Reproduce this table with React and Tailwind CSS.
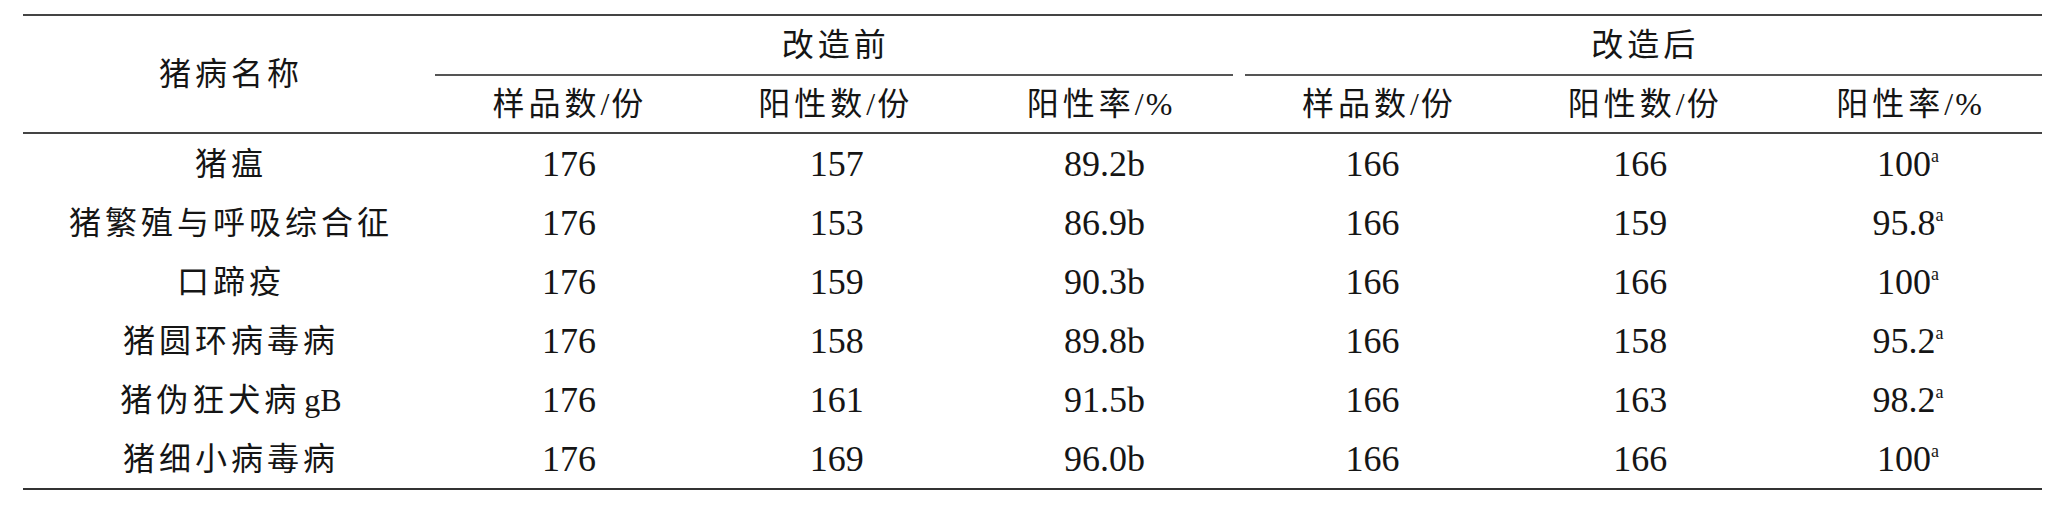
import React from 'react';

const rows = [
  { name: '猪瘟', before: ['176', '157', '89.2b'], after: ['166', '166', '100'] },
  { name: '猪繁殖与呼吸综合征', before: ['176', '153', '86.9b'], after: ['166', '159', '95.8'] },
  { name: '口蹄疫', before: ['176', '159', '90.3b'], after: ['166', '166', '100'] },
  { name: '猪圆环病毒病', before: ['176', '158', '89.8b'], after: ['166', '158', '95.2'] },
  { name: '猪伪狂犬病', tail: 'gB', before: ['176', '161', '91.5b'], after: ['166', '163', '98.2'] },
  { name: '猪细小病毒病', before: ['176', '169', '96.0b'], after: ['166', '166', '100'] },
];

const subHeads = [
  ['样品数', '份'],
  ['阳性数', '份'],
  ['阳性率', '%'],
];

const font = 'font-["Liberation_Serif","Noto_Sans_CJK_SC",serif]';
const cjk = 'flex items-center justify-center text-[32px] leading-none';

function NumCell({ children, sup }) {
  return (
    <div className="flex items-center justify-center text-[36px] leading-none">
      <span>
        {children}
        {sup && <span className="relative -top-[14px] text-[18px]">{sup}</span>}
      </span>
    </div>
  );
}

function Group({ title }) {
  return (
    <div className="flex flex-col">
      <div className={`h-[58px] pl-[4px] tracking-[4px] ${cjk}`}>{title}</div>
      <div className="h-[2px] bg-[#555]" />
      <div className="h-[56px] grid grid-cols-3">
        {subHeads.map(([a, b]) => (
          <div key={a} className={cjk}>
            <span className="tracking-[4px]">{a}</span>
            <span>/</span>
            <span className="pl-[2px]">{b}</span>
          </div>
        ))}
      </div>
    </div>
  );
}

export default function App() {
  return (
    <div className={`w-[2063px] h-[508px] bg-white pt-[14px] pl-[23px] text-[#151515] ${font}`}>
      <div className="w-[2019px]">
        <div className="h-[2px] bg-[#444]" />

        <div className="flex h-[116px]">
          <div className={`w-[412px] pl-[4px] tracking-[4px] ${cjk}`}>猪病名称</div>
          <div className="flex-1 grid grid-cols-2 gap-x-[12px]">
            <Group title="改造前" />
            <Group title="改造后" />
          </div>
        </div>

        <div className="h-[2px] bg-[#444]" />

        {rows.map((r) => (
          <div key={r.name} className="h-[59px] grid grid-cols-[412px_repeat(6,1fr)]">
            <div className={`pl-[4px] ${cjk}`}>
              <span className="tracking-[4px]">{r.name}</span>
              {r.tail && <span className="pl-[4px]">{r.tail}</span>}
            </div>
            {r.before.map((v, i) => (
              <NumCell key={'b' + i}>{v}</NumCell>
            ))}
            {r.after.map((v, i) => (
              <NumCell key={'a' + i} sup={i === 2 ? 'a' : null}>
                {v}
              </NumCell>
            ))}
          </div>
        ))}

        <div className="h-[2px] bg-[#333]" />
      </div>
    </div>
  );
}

───

Return the full material word for word. Do not include the pictures.

Reproduce this table with React and Tailwind CSS.
import React from 'react';

const rows = [
  { name: '猪瘟', before: ['176', '157', '89.2b'], after: ['166', '166', '100'] },
  { name: '猪繁殖与呼吸综合征', before: ['176', '153', '86.9b'], after: ['166', '159', '95.8'] },
  { name: '口蹄疫', before: ['176', '159', '90.3b'], after: ['166', '166', '100'] },
  { name: '猪圆环病毒病', before: ['176', '158', '89.8b'], after: ['166', '158', '95.2'] },
  { name: '猪伪狂犬病', tail: 'gB', before: ['176', '161', '91.5b'], after: ['166', '163', '98.2'] },
  { name: '猪细小病毒病', before: ['176', '169', '96.0b'], after: ['166', '166', '100'] },
];

const subHeads = [
  ['样品数', '份'],
  ['阳性数', '份'],
  ['阳性率', '%'],
];

const font = 'font-["Liberation_Serif","Noto_Sans_CJK_SC",serif]';
const cjk = 'flex items-center justify-center text-[32px] leading-none';

function NumCell({ children, sup }) {
  return (
    <div className="flex items-center justify-center text-[36px] leading-none">
      <span>
        {children}
        {sup && <span className="relative -top-[14px] text-[18px]">{sup}</span>}
      </span>
    </div>
  );
}

function Group({ title }) {
  return (
    <div className="flex flex-col">
      <div className={`h-[58px] pl-[4px] tracking-[4px] ${cjk}`}>{title}</div>
      <div className="h-[2px] bg-[#555]" />
      <div className="h-[56px] grid grid-cols-3">
        {subHeads.map(([a, b]) => (
          <div key={a} className={cjk}>
            <span className="tracking-[4px]">{a}</span>
            <span>/</span>
            <span className="pl-[2px]">{b}</span>
          </div>
        ))}
      </div>
    </div>
  );
}

export default function App() {
  return (
    <div className={`w-[2063px] h-[508px] bg-white pt-[14px] pl-[23px] text-[#151515] ${font}`}>
      <div className="w-[2019px]">
        <div className="h-[2px] bg-[#444]" />

        <div className="flex h-[116px]">
          <div className={`w-[412px] pl-[4px] tracking-[4px] ${cjk}`}>猪病名称</div>
          <div className="flex-1 grid grid-cols-2 gap-x-[12px]">
            <Group title="改造前" />
            <Group title="改造后" />
          </div>
        </div>

        <div className="h-[2px] bg-[#444]" />

        {rows.map((r) => (
          <div key={r.name} className="h-[59px] grid grid-cols-[412px_repeat(6,1fr)]">
            <div className={`pl-[4px] ${cjk}`}>
              <span className="tracking-[4px]">{r.name}</span>
              {r.tail && <span className="pl-[4px]">{r.tail}</span>}
            </div>
            {r.before.map((v, i) => (
              <NumCell key={'b' + i}>{v}</NumCell>
            ))}
            {r.after.map((v, i) => (
              <NumCell key={'a' + i} sup={i === 2 ? 'a' : null}>
                {v}
              </NumCell>
            ))}
          </div>
        ))}

        <div className="h-[2px] bg-[#333]" />
      </div>
    </div>
  );
}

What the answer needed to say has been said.